== WHAT IS ASKED ==
Pictures are not part of the copy. Retype the lines from the first one through the line that contains "rows.push(r2);".

== DATASET SECTION ==
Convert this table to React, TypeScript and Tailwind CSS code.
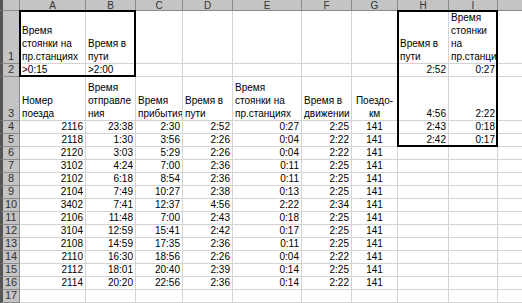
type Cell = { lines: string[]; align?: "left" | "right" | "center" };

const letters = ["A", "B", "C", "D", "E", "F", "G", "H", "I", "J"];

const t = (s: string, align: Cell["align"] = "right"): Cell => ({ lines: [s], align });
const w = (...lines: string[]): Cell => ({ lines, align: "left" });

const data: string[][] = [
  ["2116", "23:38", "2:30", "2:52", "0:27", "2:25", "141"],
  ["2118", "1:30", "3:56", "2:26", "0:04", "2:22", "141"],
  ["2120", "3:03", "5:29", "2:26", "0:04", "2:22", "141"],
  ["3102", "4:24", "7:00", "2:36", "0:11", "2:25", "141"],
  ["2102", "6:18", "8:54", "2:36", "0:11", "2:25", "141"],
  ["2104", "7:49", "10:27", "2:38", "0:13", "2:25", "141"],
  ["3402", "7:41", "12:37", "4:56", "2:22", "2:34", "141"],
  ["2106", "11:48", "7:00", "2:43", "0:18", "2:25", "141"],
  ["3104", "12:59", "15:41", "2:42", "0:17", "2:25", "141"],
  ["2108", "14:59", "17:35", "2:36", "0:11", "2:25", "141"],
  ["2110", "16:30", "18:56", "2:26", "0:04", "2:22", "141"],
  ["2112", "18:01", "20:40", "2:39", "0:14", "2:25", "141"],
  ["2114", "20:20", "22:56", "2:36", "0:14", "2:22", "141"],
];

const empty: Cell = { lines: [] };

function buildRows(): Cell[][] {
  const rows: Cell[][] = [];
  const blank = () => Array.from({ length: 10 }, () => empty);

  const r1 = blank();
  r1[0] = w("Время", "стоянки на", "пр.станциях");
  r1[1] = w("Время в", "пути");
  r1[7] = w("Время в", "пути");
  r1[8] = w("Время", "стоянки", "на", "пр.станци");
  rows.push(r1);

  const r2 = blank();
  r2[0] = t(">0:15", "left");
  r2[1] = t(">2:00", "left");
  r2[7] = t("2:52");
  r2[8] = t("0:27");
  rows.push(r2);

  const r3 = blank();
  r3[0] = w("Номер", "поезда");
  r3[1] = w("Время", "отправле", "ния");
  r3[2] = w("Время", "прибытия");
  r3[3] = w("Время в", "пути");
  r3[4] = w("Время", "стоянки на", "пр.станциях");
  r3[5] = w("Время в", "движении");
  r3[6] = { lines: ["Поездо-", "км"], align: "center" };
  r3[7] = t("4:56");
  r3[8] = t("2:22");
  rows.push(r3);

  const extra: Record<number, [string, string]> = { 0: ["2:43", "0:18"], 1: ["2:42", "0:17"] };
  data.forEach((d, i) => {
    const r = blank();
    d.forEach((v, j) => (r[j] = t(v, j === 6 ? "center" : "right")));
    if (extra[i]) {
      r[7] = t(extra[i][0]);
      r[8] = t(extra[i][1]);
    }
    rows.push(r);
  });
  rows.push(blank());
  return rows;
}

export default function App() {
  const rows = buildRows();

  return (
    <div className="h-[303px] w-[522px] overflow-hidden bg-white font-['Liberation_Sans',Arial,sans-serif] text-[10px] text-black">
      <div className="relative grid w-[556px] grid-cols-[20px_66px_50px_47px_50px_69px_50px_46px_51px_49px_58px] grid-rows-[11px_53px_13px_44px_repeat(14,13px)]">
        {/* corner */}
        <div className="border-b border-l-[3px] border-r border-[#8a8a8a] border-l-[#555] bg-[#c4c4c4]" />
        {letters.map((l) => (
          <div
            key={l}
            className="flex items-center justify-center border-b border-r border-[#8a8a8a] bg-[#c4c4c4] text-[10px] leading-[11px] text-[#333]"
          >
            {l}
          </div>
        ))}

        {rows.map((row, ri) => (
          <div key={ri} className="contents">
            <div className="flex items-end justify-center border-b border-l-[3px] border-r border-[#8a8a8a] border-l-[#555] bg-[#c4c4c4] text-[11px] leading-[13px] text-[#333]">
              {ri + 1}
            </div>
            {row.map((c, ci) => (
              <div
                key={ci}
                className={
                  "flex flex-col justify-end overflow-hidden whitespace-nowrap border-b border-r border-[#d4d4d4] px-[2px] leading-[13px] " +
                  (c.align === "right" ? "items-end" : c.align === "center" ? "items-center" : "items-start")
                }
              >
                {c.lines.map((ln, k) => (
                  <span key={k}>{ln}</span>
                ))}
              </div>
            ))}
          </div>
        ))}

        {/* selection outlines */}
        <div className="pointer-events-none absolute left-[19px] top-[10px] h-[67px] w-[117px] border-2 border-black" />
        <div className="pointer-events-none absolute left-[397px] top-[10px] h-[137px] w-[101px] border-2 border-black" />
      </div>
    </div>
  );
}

== ANSWER TO THE EXERCISE ==
Convert this table to React, TypeScript and Tailwind CSS code.
type Cell = { lines: string[]; align?: "left" | "right" | "center" };

const letters = ["A", "B", "C", "D", "E", "F", "G", "H", "I", "J"];

const t = (s: string, align: Cell["align"] = "right"): Cell => ({ lines: [s], align });
const w = (...lines: string[]): Cell => ({ lines, align: "left" });

const data: string[][] = [
  ["2116", "23:38", "2:30", "2:52", "0:27", "2:25", "141"],
  ["2118", "1:30", "3:56", "2:26", "0:04", "2:22", "141"],
  ["2120", "3:03", "5:29", "2:26", "0:04", "2:22", "141"],
  ["3102", "4:24", "7:00", "2:36", "0:11", "2:25", "141"],
  ["2102", "6:18", "8:54", "2:36", "0:11", "2:25", "141"],
  ["2104", "7:49", "10:27", "2:38", "0:13", "2:25", "141"],
  ["3402", "7:41", "12:37", "4:56", "2:22", "2:34", "141"],
  ["2106", "11:48", "7:00", "2:43", "0:18", "2:25", "141"],
  ["3104", "12:59", "15:41", "2:42", "0:17", "2:25", "141"],
  ["2108", "14:59", "17:35", "2:36", "0:11", "2:25", "141"],
  ["2110", "16:30", "18:56", "2:26", "0:04", "2:22", "141"],
  ["2112", "18:01", "20:40", "2:39", "0:14", "2:25", "141"],
  ["2114", "20:20", "22:56", "2:36", "0:14", "2:22", "141"],
];

const empty: Cell = { lines: [] };

function buildRows(): Cell[][] {
  const rows: Cell[][] = [];
  const blank = () => Array.from({ length: 10 }, () => empty);

  const r1 = blank();
  r1[0] = w("Время", "стоянки на", "пр.станциях");
  r1[1] = w("Время в", "пути");
  r1[7] = w("Время в", "пути");
  r1[8] = w("Время", "стоянки", "на", "пр.станци");
  rows.push(r1);

  const r2 = blank();
  r2[0] = t(">0:15", "left");
  r2[1] = t(">2:00", "left");
  r2[7] = t("2:52");
  r2[8] = t("0:27");
  rows.push(r2);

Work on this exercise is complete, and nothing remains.